(begin)

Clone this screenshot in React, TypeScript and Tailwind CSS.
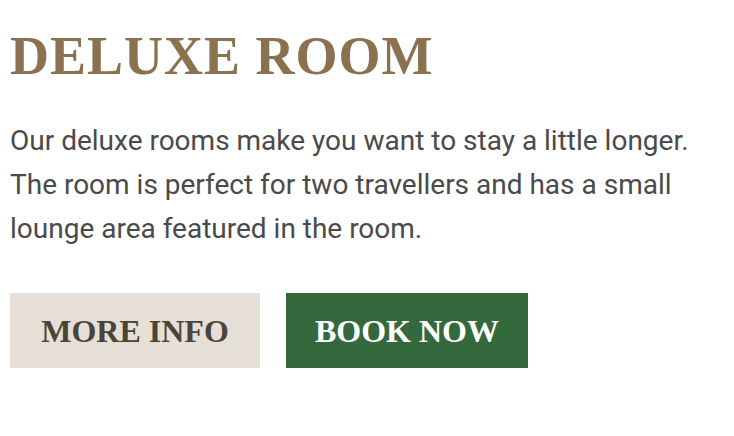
export default function App() {
  return (
    <div className="min-h-screen bg-white px-[10px] pt-[26px]">
      <h1 className="font-['Liberation_Serif',serif] text-[54px] font-bold uppercase leading-[60px] tracking-[1px] text-[#8a7250]">
        Deluxe Room
      </h1>
      <p className="mt-[33px] font-['Roboto',sans-serif] text-[28px] leading-[44px] text-[#4a4a4a]">
        Our deluxe rooms make you want to stay a little longer.
        <br />
        The room is perfect for two travellers and has a small
        <br />
        lounge area featured in the room.
      </p>
      <div className="mt-[42px] flex gap-[26px]">
        <button className="flex h-[75px] w-[250px] items-center justify-center bg-[#e6dfd8] font-['Liberation_Serif',serif] text-[32px] font-bold uppercase text-[#4a4538]">
          More Info
        </button>
        <button className="flex h-[75px] w-[242px] items-center justify-center bg-[#33693c] font-['Liberation_Serif',serif] text-[32px] font-bold uppercase text-white">
          Book Now
        </button>
      </div>
    </div>
  );
}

(end)

__YOUR INSTRUCTIONS__
Every line above should be returned word for word, with the pictures left behind.

__REPLY TO THE EXERCISE__
Clone this screenshot in React, TypeScript and Tailwind CSS.
export default function App() {
  return (
    <div className="min-h-screen bg-white px-[10px] pt-[26px]">
      <h1 className="font-['Liberation_Serif',serif] text-[54px] font-bold uppercase leading-[60px] tracking-[1px] text-[#8a7250]">
        Deluxe Room
      </h1>
      <p className="mt-[33px] font-['Roboto',sans-serif] text-[28px] leading-[44px] text-[#4a4a4a]">
        Our deluxe rooms make you want to stay a little longer.
        <br />
        The room is perfect for two travellers and has a small
        <br />
        lounge area featured in the room.
      </p>
      <div className="mt-[42px] flex gap-[26px]">
        <button className="flex h-[75px] w-[250px] items-center justify-center bg-[#e6dfd8] font-['Liberation_Serif',serif] text-[32px] font-bold uppercase text-[#4a4538]">
          More Info
        </button>
        <button className="flex h-[75px] w-[242px] items-center justify-center bg-[#33693c] font-['Liberation_Serif',serif] text-[32px] font-bold uppercase text-white">
          Book Now
        </button>
      </div>
    </div>
  );
}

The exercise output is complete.